The context as in name-spaces an xml:lang xml:base, xml:space attributes
goes is added on to the top-level elements in a document subset as additional
attributes (if needed). All aspects of the resulting string are determined,
so that a string equality test will indicate whether the XPath node sets
are identical.
The actual process
of canonicalization is boring:
-
The document is encoded in UTF-8
-
Line breaks normalized to #xA on input, before parsing
-
Attribute values are normalized, as if by a validating processor
-
Character and parsed entity references are replaced
-
CDATA sections are replaced with their character content
-
The XML declaration and document type declaration (DTD) are removed
-
Empty elements are converted to start-end tag pairs
-
Whitespace outside of the document element and within start and end tags
is normalized
-
All whitespace in character content is retained (excluding characters removed
during line feed normalization)
-
Attribute value delimiters are set to quotation marks (double quotes)
-
Special characters in attribute values and character content are replaced
by character references
-
Superfluous namespace declarations are removed from each element
-
Default attributes are added to each element
-
Lexicographic order is imposed on the namespace declarations and attributes
of each element
XML Canonicalization, first Last Call
I found it instructive to look at an earlier
version of XML Canonicalization, which was very different (different
editors). It was over Infoset not the XPath node set, and renamed the namespaces.

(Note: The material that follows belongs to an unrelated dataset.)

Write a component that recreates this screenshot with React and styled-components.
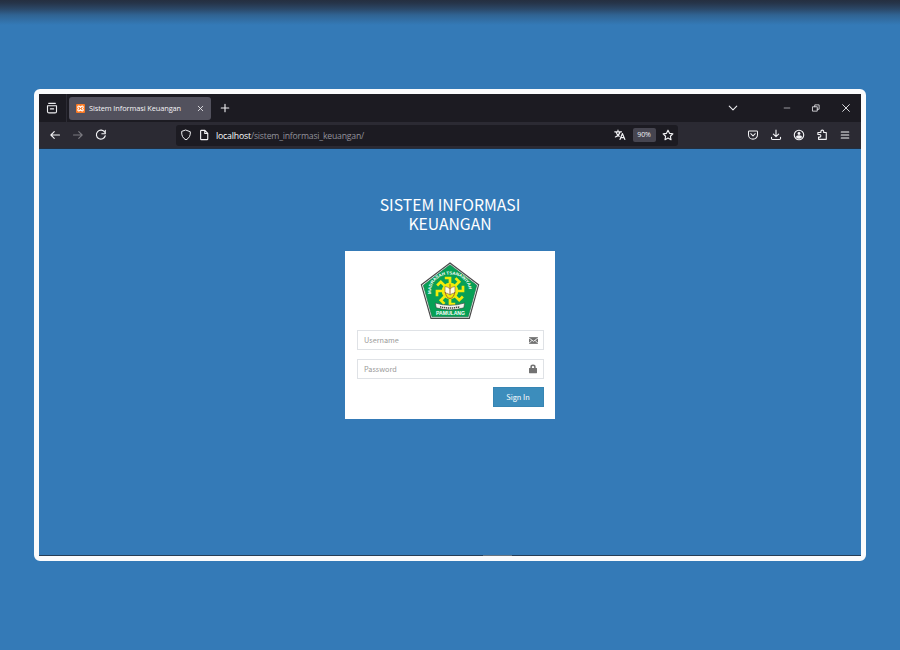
import React from "react";
import styled, { createGlobalStyle } from "styled-components";

const GlobalStyle = createGlobalStyle`
  *, *::before, *::after { box-sizing: border-box; }
  html, body { margin: 0; padding: 0; }
  body { background: #347ab7; overflow: hidden; }
`;

const Backdrop = styled.main`
  width: 900px;
  height: 650px;
  padding: 89px 34px;
  background:
    linear-gradient(to bottom, #252f40 0, #263449 3px, #2b4868 9px, #306392 15px, rgba(52, 122, 183, 0) 25px),
    #347ab7;
`;

const Browser = styled.section`
  display: flex;
  flex-direction: column;
  width: 832px;
  height: 472px;
  border: 5px solid #fafbfc;
  border-radius: 6px;
  background: #347ab7;
  font-family: "Open Sans", "Noto Sans", sans-serif;
`;

const TabStrip = styled.header`
  display: flex;
  align-items: center;
  flex: 0 0 28px;
  background: #1c1b22;
  color: #ededf0;
`;

const FirefoxView = styled.div`
  display: flex;
  align-items: center;
  justify-content: center;
  width: 28px;
  height: 28px;
  padding-right: 1px;
  border-right: 1px solid #2c2b34;
`;

const Tab = styled.div`
  display: flex;
  align-items: center;
  width: 142px;
  height: 23px;
  margin-left: 2px;
  padding: 0 6px 0 7px;
  border-radius: 3px;
  background: #52515d;
`;

const TabTitle = styled.span`
  flex: 1;
  margin-left: 4px;
  color: #f4f4f7;
  font-size: 7.4px;
  line-height: 12px;
  letter-spacing: -0.09px;
  white-space: nowrap;
`;

const Controls = styled.div`
  display: flex;
  align-items: center;
  gap: ${(p) => p.$gap || 0}px;
  margin-left: ${(p) => p.$before || 0}px;
`;

const Toolbar = styled.nav`
  display: flex;
  align-items: center;
  flex: 0 0 27px;
  border-bottom: 1px solid #202f42;
  background: #2b2a33;
  color: #f3f3f6;
`;

const AddressBar = styled.div`
  display: flex;
  align-items: center;
  width: 502px;
  height: 21px;
  margin-left: 69.5px;
  padding: 0 4px 0 4px;
  border-radius: 3px;
  background: #1c1b22;
`;

const Address = styled.span`
  flex: 1;
  margin-left: 6px;
  padding-top: 1px;
  color: #92929b;
  font-size: 8.7px;
  line-height: 14px;
  letter-spacing: -0.21px;
  white-space: nowrap;
`;

const Host = styled.span`
  color: #fbfbfe;
  font-weight: 500;
  letter-spacing: -0.16px;
`;

const Zoom = styled.span`
  width: 23px;
  height: 14px;
  margin: 0 6.5px 0 7px;
  border-radius: 2px;
  background: #464550;
  color: #f0f0f4;
  font-size: 7px;
  line-height: 14px;
  letter-spacing: -0.1px;
  text-align: center;
`;

const Glyph = styled.svg`
  display: block;
  flex: none;
  width: ${(p) => p.$size || 12}px;
  height: ${(p) => p.$size || 12}px;
  opacity: ${(p) => p.$opacity || 1};
  fill: none;
  stroke: currentColor;
  stroke-width: 1.5;
  stroke-linecap: round;
  stroke-linejoin: round;
`;

const Page = styled.div`
  display: flex;
  flex: 1;
  flex-direction: column;
  align-items: center;
  padding-top: 46px;
  font-family: "Noto Sans CJK SC", "Noto Sans CJK JP", sans-serif;
`;

const TaskbarEdge = styled.div`
  flex: none;
  height: 1px;
  padding-left: 444px;
  background: #263d55;
`;

const TaskbarHighlight = styled.div`
  width: 29px;
  height: 1px;
  background: #66737f;
`;

const Title = styled.h1`
  width: 210px;
  margin: 0 0 18px;
  color: #fff;
  font-size: 15.75px;
  font-weight: 400;
  line-height: 19px;
  text-align: center;
`;

const LoginCard = styled.form`
  display: flex;
  flex-direction: column;
  width: 210px;
  height: 168px;
  padding: 11px 11.5px 12px 11.5px;
  background: #fff;
`;

const Crest = styled.svg`
  display: block;
  width: 60px;
  height: 58px;
  margin: 0 auto 10px 63px;
`;

const CrestText = styled.text`
  fill: #fff;
  font-family: "Liberation Sans", Arial, sans-serif;
  font-weight: 700;
`;

const Field = styled.label`
  display: flex;
  align-items: center;
  flex: none;
  height: 20px;
  margin-bottom: 9px;
  padding: 0 5px 0 6.5px;
  border: 1px solid #dfe2e6;
  color: #727272;
`;

const Input = styled.input`
  flex: 1;
  min-width: 0;
  height: 18px;
  padding: 0;
  border: 0;
  outline: 0;
  background: transparent;
  color: #555;
  font: 400 7.3px/18px "Noto Sans CJK SC", sans-serif;
  &::placeholder { color: #999; opacity: 1; }
`;

const SignIn = styled.button`
  align-self: flex-end;
  width: 51px;
  height: 20px;
  margin-top: -1px;
  padding: 0;
  border: 1px solid #3785b3;
  background: #3c8dbc;
  color: #fff;
  font: 400 7.4px/18px "Noto Sans CJK SC", sans-serif;
`;

function Icon({ children, ...rest }) {
  return <Glyph viewBox="0 0 16 16" aria-hidden="true" {...rest}>{children}</Glyph>;
}

const ARMS = [0, 45, 90, 135, 180, 225, 270, 315];

function SchoolCrest() {
  return (
    <Crest viewBox="0 0 60 58" role="img">
      <defs>
        <path id="crestArc" d="M11.2 32 C8.5 6 51.5 6 48.8 32" />
      </defs>
      <path d="M30 1 L58.6 22.8 L49.3 56.3 H11 L1.4 22.8Z" fill="#fff" stroke="#494949" strokeWidth="1.2" />
      <path d="M30 2.7 L56.8 23.3 L48.2 54.8 H12 L3.3 23.3Z" fill="#07a055" stroke="#176c43" strokeWidth=".6" />
      <CrestText fontSize="4.3">
        <textPath href="#crestArc" textLength="57" lengthAdjust="spacingAndGlyphs">MADRASAH TSANAWIYAH</textPath>
      </CrestText>
      <g fill="none" stroke="#f2ed09" strokeWidth="2.7">
        {ARMS.map((a) => (
          <path key={a} d="M30 25 V16 H24.8" transform={`rotate(${a} 30 29)`} />
        ))}
      </g>
      <circle cx="30" cy="29" r="8.3" fill="#f2ed09" />
      <path d="M25 24.5 Q28.2 24.8 30 27 Q31.8 24.8 35 24.5 V31 Q32 31 30 33 Q28 31 25 31Z" fill="#fffbe6" stroke="#8e7448" strokeWidth=".7" />
      <path d="M30 21.8 V33 M25.3 30 Q26 36 30 36.5 Q34 36 34.7 30" fill="none" stroke="#a7652e" strokeWidth="1" />
      <path d="M15.3 41 Q30 45.5 44.7 41 L43.8 45.8 Q30 50 16.2 45.8Z" fill="#f5f5ed" stroke="#3c554a" strokeWidth=".7" />
      <path d="M20 44.7 Q30 47.4 40 44.7" fill="none" stroke="#444" strokeWidth="1.5" strokeDasharray="1.3 .7" />
      <CrestText x="16" y="53.2" fontSize="4.5" textLength="29" lengthAdjust="spacingAndGlyphs">PAMULANG</CrestText>
    </Crest>
  );
}

export default function App() {
  return (
    <>
      <GlobalStyle />
      <Backdrop>
        <Browser>
          <TabStrip>
            <FirefoxView>
              <Icon $size={12}><path d="M3.5 1.8h9M2 5h12v7.5a2 2 0 0 1-2 2H4a2 2 0 0 1-2-2zM5.8 9.2h4.4" /></Icon>
            </FirefoxView>
            <Tab>
              <Glyph viewBox="0 0 16 16" $size={9}>
                <rect width="16" height="16" rx="2" fill="#fb7a24" stroke="none" />
                <path d="M8 6.3C6.5 2.5 2.3 3.3 3.3 6.3L4.8 8 3.3 9.7c-1 3 3.2 3.8 4.7 0 1.5 3.8 5.7 3 4.7 0L11.2 8l1.5-1.7c1-3-3.2-3.8-4.7 0z" stroke="#fff" strokeWidth="2" />
              </Glyph>
              <TabTitle>Sistem Informasi Keuangan</TabTitle>
              <Icon $size={9}><path d="m4 4 8 8M12 4l-8 8" /></Icon>
            </Tab>
            <Controls $before={8}><Icon><path d="M8 3v10M3 8h10" /></Icon></Controls>
            <Controls $before={496}><Icon><path d="m3 5.5 5 5 5-5" /></Icon></Controls>
            <Controls $before={43} $gap={19}>
              <Icon $size={10} $opacity={0.65}><path d="M3.5 8h9" /></Icon>
              <Icon $size={10}><path d="M3 6h7v7H3zM6 6V3h7v7h-3" strokeWidth="1.3" /></Icon>
              <Icon $size={12}><path d="m3.5 3.5 9 9M12.5 3.5l-9 9" strokeWidth="1.2" /></Icon>
            </Controls>
          </TabStrip>

          <Toolbar>
            <Controls $before={9.5} $gap={11}>
              <Icon><path d="M14 8H2.5M7 3.5 2.5 8 7 12.5" /></Icon>
              <Icon $opacity={0.4}><path d="M2 8h11.5M9 3.5 13.5 8 9 12.5" /></Icon>
              <Icon><path d="M13 4.4A6 6 0 1 0 13.7 9M13.7 1.7v4.6H9.1" /></Icon>
            </Controls>
            <AddressBar>
              <Icon><path d="m8 1.5 5.8 2.2c.3 4.9-1.4 8.5-5.8 10.8-4.4-2.3-6.1-5.9-5.8-10.8z" strokeWidth="1.3" /></Icon>
              <Controls $before={6}>
                <Icon><path d="M4.5 1.8h4.7l3.8 4v7.4a1 1 0 0 1-1 1H4.5a1 1 0 0 1-1-1V2.8a1 1 0 0 1 1-1zM9 2v4h4" /></Icon>
              </Controls>
              <Address><Host>localhost</Host>/sistem_informasi_keuangan/</Address>
              <Icon><path d="M1 3.8h9M5.3 1.5v2.3M2.7 3.8c.8 3 2.5 5 4.3 6M8 4c-.8 3-3 5.4-6.2 6.7M8 14l3.2-8 3.3 8M9 11.5h4.3" /></Icon>
              <Zoom>90%</Zoom>
              <Icon><path d="m8 1.6 2 4.2 4.5.7-3.3 3.2.8 4.6L8 12.1l-4 2.2.8-4.6-3.3-3.2L6 5.8z" /></Icon>
            </AddressBar>
            <Controls $before={68.5} $gap={11.2}>
              <Icon><path d="M3.2 2.6h9.6a1.2 1.2 0 0 1 1.2 1.2V7.5a6 6 0 0 1-12 0V3.8a1.2 1.2 0 0 1 1.2-1.2zM5 6.3l3 2.9 3-2.9" strokeWidth="1.35" /></Icon>
              <Icon><path d="M8 1.5V10M4.5 6.7 8 10.2l3.5-3.5M2 11v1.5a1.5 1.5 0 0 0 1.5 1.5h9a1.5 1.5 0 0 0 1.5-1.5V11" /></Icon>
              <Icon>
                <circle cx="8" cy="8" r="6.3" />
                <circle cx="8" cy="6" r="1.9" fill="currentColor" stroke="none" />
                <path d="M4 11a4 2.8 0 0 1 8 0 5 5 0 0 1-8 0z" fill="currentColor" stroke="none" />
              </Icon>
              <Icon><path d="M6.5 4.7V3.4a1.9 1.9 0 0 1 3.8 0v1.3H13.7v9.1H3.4v-3h1.4a1.7 1.7 0 0 0 0-3.4H2.5V4.7z" /></Icon>
              <Icon><path d="M3 4h10M3 8h10M3 12h10" /></Icon>
            </Controls>
          </Toolbar>

          <Page>
            <Title>SISTEM INFORMASI KEUANGAN</Title>
            <LoginCard onSubmit={(e) => e.preventDefault()}>
              <SchoolCrest />
              <Field>
                <Input type="text" placeholder="Username" />
                <Glyph viewBox="0 0 16 16" $size={9}>
                  <path d="M0 2h16v12H0z" fill="currentColor" stroke="none" />
                  <path d="m0 3.5 8 6 8-6M0 13l5-5M16 13l-5-5" stroke="#fff" strokeWidth="1.5" />
                </Glyph>
              </Field>
              <Field>
                <Input type="password" placeholder="Password" />
                <Icon $size={10}>
                  <path d="M5 7V4.6C5 1.2 11 1.2 11 4.6V7" strokeWidth="2.5" />
                  <rect x="1.6" y="6.2" width="12.8" height="8.6" rx=".7" fill="currentColor" stroke="none" />
                </Icon>
              </Field>
              <SignIn type="submit">Sign In</SignIn>
            </LoginCard>
          </Page>
          <TaskbarEdge><TaskbarHighlight /></TaskbarEdge>
        </Browser>
      </Backdrop>
    </>
  );
}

This version was rejected, I think most importantly because of the namespace
renaming that breaks schema amongst other things. From the archive.
-
c14n
messes up qnames in attribute values
-
the canonical form of:
-
<aDoc xmlns:aPrefix="http://example.com/">
-
<anElt anAttr="aPrefix:anNCName">
-
</aDoc>
-
is:
-
<n1:aDoc xmlns:n1="http://example.com/">
-
<n1:anElt xmlns:n1="http://example.com/" anAttr="aPrefix:anNCName">
-
</n1:aDoc>
-
XML
Schema WG response to the C14N Last Call WD
-
The Schema WG has serious concerns with the provisions in Section 5.9 "Namespaces"

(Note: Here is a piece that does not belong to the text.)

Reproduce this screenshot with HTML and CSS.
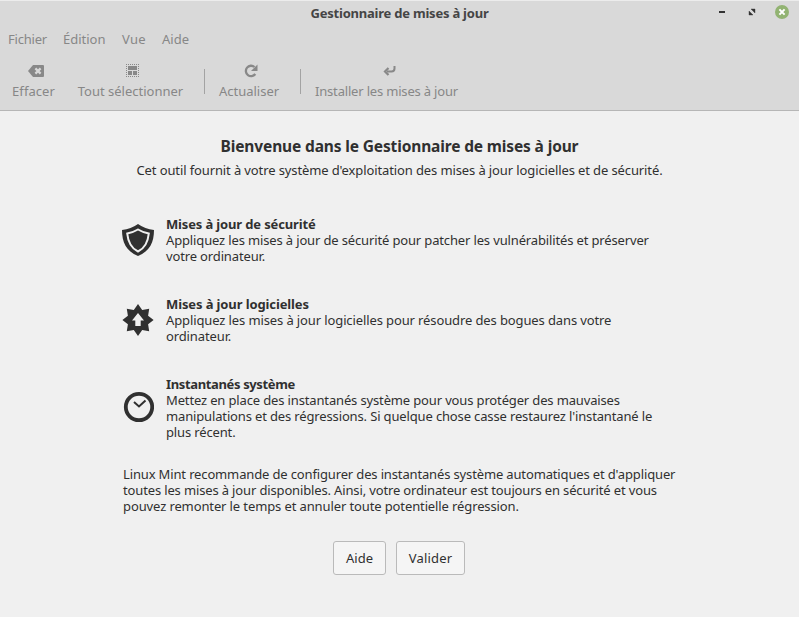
FILE: index.html
```
<!DOCTYPE html>
<html lang="fr">
<head>
<meta charset="utf-8">
<title>Gestionnaire de mises à jour</title>
<link rel="stylesheet" href="styles.css">
</head>
<body>
<header class="chrome">
  <div class="titlebar">
    <h1 class="window-title">Gestionnaire de mises à jour</h1>
    <div class="controls">
      <svg width="16" height="16" viewBox="0 0 16 16"><path d="M5 7h6v2H5z" fill="#333"/></svg>
      <svg width="16" height="16" viewBox="0 0 16 16"><path d="M7 5h4v4zM5 7v4h4z" fill="#333" stroke="#333" stroke-width=".4"/></svg>
      <svg width="16" height="16" viewBox="0 0 16 16"><circle cx="8" cy="8" r="7" fill="#92b372"/><path d="M5.400 5.400l5.200 5.200M10.600 5.400l-5.200 5.200" stroke="#fff" stroke-width="2"/></svg>
    </div>
  </div>
  <nav class="menubar">
    <span class="menu menu-file">Fichier</span>
    <span class="menu menu-edit">Édition</span>
    <span class="menu menu-view">Vue</span>
    <span class="menu">Aide</span>
  </nav>
  <div class="toolbar">
    <div class="tool tool-clear">
      <svg width="16" height="16" viewBox="0 0 16 16"><path d="M5 2h10q1 0 1 1v10q0 1-1 1H5L0 8z" fill="#888"/><path d="M7.400 5.400l5.200 5.200M12.600 5.400l-5.200 5.200" stroke="#d9d9d9" stroke-width="2.200"/></svg>
      <span>Effacer</span>
    </div>
    <div class="tool tool-select">
      <svg width="16" height="16" viewBox="0 0 16 16"><path d="M2 1.500h13M2 13.500h13" stroke="#888" stroke-dasharray="1 1"/><path d="M2.500 1v13M14.500 1v13" stroke="#888" stroke-dasharray="1 1"/><path d="M4 3h9v4H4zM4 8h4v4H4zM9 8h4v4H9z" fill="#888"/></svg>
      <span>Tout sélectionner</span>
    </div>
    <i class="separator"></i>
    <div class="tool tool-refresh">
      <svg width="16" height="16" viewBox="0 0 16 16"><path d="M11.500 4A5.200 5.200 0 1 0 12.300 11" fill="none" stroke="#888" stroke-width="2.300"/><path d="M14.500 1.500V8H8z" fill="#888"/></svg>
      <span>Actualiser</span>
    </div>
    <i class="separator"></i>
    <div class="tool tool-install">
      <svg width="16" height="16" viewBox="0 0 16 16"><path d="M12.500 3v2.500q0 3-3 3H5" fill="none" stroke="#888" stroke-width="2"/><path d="M6.500 5L3 8.500 6.500 12" fill="none" stroke="#888" stroke-width="2.200"/></svg>
      <span>Installer les mises à jour</span>
    </div>
  </div>
</header>
<main class="welcome">
  <h2 class="heading">Bienvenue dans le Gestionnaire de mises à jour</h2>
  <p class="subtitle">Cet outil fournit à votre système d'exploitation des mises à jour logicielles et de sécurité.</p>
  <section class="feature">
    <svg class="feature-icon" width="32" height="32" viewBox="0 0 32 32"><path d="M16 0Q9 5 0 6C0 18 4 27 16 32C28 27 32 18 32 6Q23 5 16 0z" fill="#303030"/><path d="M16 5.500Q11 8.500 5.200 9.500C6 17.500 8.500 24 16 27.500C23.500 24 26 17.500 26.800 9.500Q21 8.500 16 5.500z" fill="#303030" stroke="#f0f0f0" stroke-width="2"/></svg>
    <div><h3>Mises à jour de sécurité</h3><p>Appliquez les mises à jour de sécurité pour patcher les vulnérabilités et préserver<br>votre ordinateur.</p></div>
  </section>
  <section class="feature">
    <svg class="feature-icon" width="32" height="32" viewBox="0 0 32 32"><path d="M16 0l4.200 5.900 7-1.100-1.100 7L31.600 16l-5.500 4.200 1.100 7-7-1.100L16 32l-4.200-5.900-7 1.100 1.100-7L.4 16l5.500-4.200-1.100-7 7 1.100z" fill="#303030"/><path d="M16 9l6 7.500h-3.300V22h-5.400v-5.500H10z" fill="#f0f0f0"/></svg>
    <div><h3 class="software">Mises à jour logicielles</h3><p class="software">Appliquez les mises à jour logicielles pour résoudre des bogues dans votre<br>ordinateur.</p></div>
  </section>
  <section class="feature snapshots">
    <svg class="feature-icon" width="32" height="32" viewBox="0 0 32 32"><circle cx="17" cy="16" r="13.200" fill="none" stroke="#303030" stroke-width="3.800"/><path d="M12 11l5 4.500 6.500-6" fill="none" stroke="#303030" stroke-width="2"/></svg>
    <div><h3 class="snapshot-title">Instantanés système</h3><p>Mettez en place des instantanés système pour vous protéger des mauvaises<br>manipulations et des régressions. Si quelque chose casse restaurez l'instantané le<br>plus récent.</p></div>
  </section>
  <p class="advice">Linux Mint recommande de configurer des instantanés système automatiques et d'appliquer<br>toutes les mises à jour disponibles. Ainsi, votre ordinateur est toujours en sécurité et vous<br><span class="software">pouvez remonter le temps et annuler toute potentielle régression.</span></p>
  <div class="actions">
    <button class="help">Aide</button>
    <button class="confirm">Valider</button>
  </div>
</main>
</body>
</html>
```
FILE: styles.css
```
* { box-sizing: border-box; }
body {
  margin: 0;
  background: #f0f0f0;
  color: #303030;
  font: 13px/16px "Noto Sans", sans-serif;
}
h1, h2, h3, p { margin: 0; font-size: 13px; }
svg { display: block; flex: none; }

.chrome {
  height: 111px;
  background: #d9d9d9;
  border-top: 1px solid #ececec;
  border-bottom: 1px solid #b6b6b6;
  color: #878787;
}
.titlebar {
  display: grid;
  grid-template-columns: 1fr auto 1fr;
  align-items: center;
  height: 25px;
}
.window-title {
  grid-column: 2;
  padding-bottom: 2px;
  color: #454545;
  letter-spacing: -0.22px;
}
.controls {
  display: flex;
  justify-content: flex-end;
  gap: 14px;
  padding-right: 9px;
  margin-top: -3px;
}
.menubar {
  display: flex;
  gap: 16px;
  padding: 5px 8px 0;
  height: 37px;
}
.menu-file { width: 39px; letter-spacing: -0.2px; }
.menu-edit { width: 43px; }
.menu-view { width: 24px; letter-spacing: 0.3px; }
.toolbar { display: flex; padding-left: 12px; white-space: nowrap; }
.tool {
  display: flex;
  flex-direction: column;
  align-items: center;
  gap: 4px;
}
.tool-clear { width: 43px; letter-spacing: 0.08px; }
.tool-clear svg { margin-left: 5px; }
.tool-select { width: 105px; margin-left: 23px; }
.tool-select svg { margin-left: 2px; }
.tool-refresh { width: 60px; }
.tool-refresh svg { margin-left: 4px; }
.tool-install { width: 143px; letter-spacing: -0.18px; }
.tool-install svg { margin-left: 6px; }
.separator {
  width: 1px;
  height: 25px;
  margin: 6px 14px 0 21px;
  background: #a3a3a3;
}

.welcome { padding-top: 25px; }
.heading {
  font-size: 15.5px;
  line-height: 20px;
  letter-spacing: -0.14px;
  text-align: center;
}
.subtitle {
  margin-top: 6px;
  letter-spacing: -0.115px;
  text-align: center;
}
.feature {
  display: flex;
  gap: 12px;
  width: 556px;
  height: 48px;
  margin: 38px 0 32px 122px;
  letter-spacing: -0.145px;
  white-space: nowrap;
}
.feature + .feature { margin-top: 0; }
.feature-icon { margin-top: 8px; }
.snapshots { height: 64px; margin-bottom: 26px; }
.snapshots .feature-icon { margin-top: 15px; }
.snapshot-title { letter-spacing: -0.36px; }
.software { letter-spacing: -0.115px; }
.advice {
  margin-left: 123px;
  letter-spacing: -0.145px;
  white-space: nowrap;
}
.actions {
  display: flex;
  gap: 10px;
  margin: 27px 0 0 333px;
}
button {
  height: 34px;
  padding: 0;
  border: 1px solid #bababa;
  border-radius: 3px;
  background: #f5f5f5;
  color: #303030;
  font: 13px/16px "Noto Sans", sans-serif;
}
.help { width: 53px; }
.confirm { width: 69px; letter-spacing: 0.2px; }
```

that require namespace prefixes to be rewritten [...] the prefix rewriting
problem is not just a schema concern but will have potential impact on
many other namespace aware instances.
-
Relationship
of Canonical XML to the InfoSet
-
A simplistic approach would say "if it's in the core Infoset, it's present
in Canonical XML, if it isn't, it isn't".
-
Instead we seem to have a pick-and-choose approach.
Breakdown of Choices
-
M&S P203 suggests future RDF working groups may try and improve the
current spec. Has the future arrived?
-
Are naive RDF processors that simply take the string be conformant?
-
Are XML infoset RDF processors that cannot reproduce the string conformant?
-
If the answers to the previous two questions are both yes, what are the
words that permit this?
-
Is the representation of an XML Literal in the model a string or something
closer to Infoset?
-
Which of the following parts of infoset are processed before forming the
literal or present in the literal:
2.1 The Document Information Item
2.2 Element Information Items
2.3 Attribute Information Items
2.4 Processing Instruction Information Items
2.5 Unexpanded Entity Reference Information Items
****
2.6 Character Information Items
2.7 Comment Information Items
****
2.8 The Document Type Declaration Information Item
****
2.9 Unparsed Entity Information Items
**** from DTD
2.10 Notation Information Items
**** from DTD
2.11 Namespace Information Items
****
(I have marked the ones I think most pertinent, with each of these, marked
and unmarked, one can go to a deeper level in Infoset, to ask which attributes
of these infoset items are represented in the literal)
My view is that answering some of the questions above will make it clearer
whether XML Fragment Interchange or XML Canonicalization (or neither) is
the better way forward for parseType="Literal".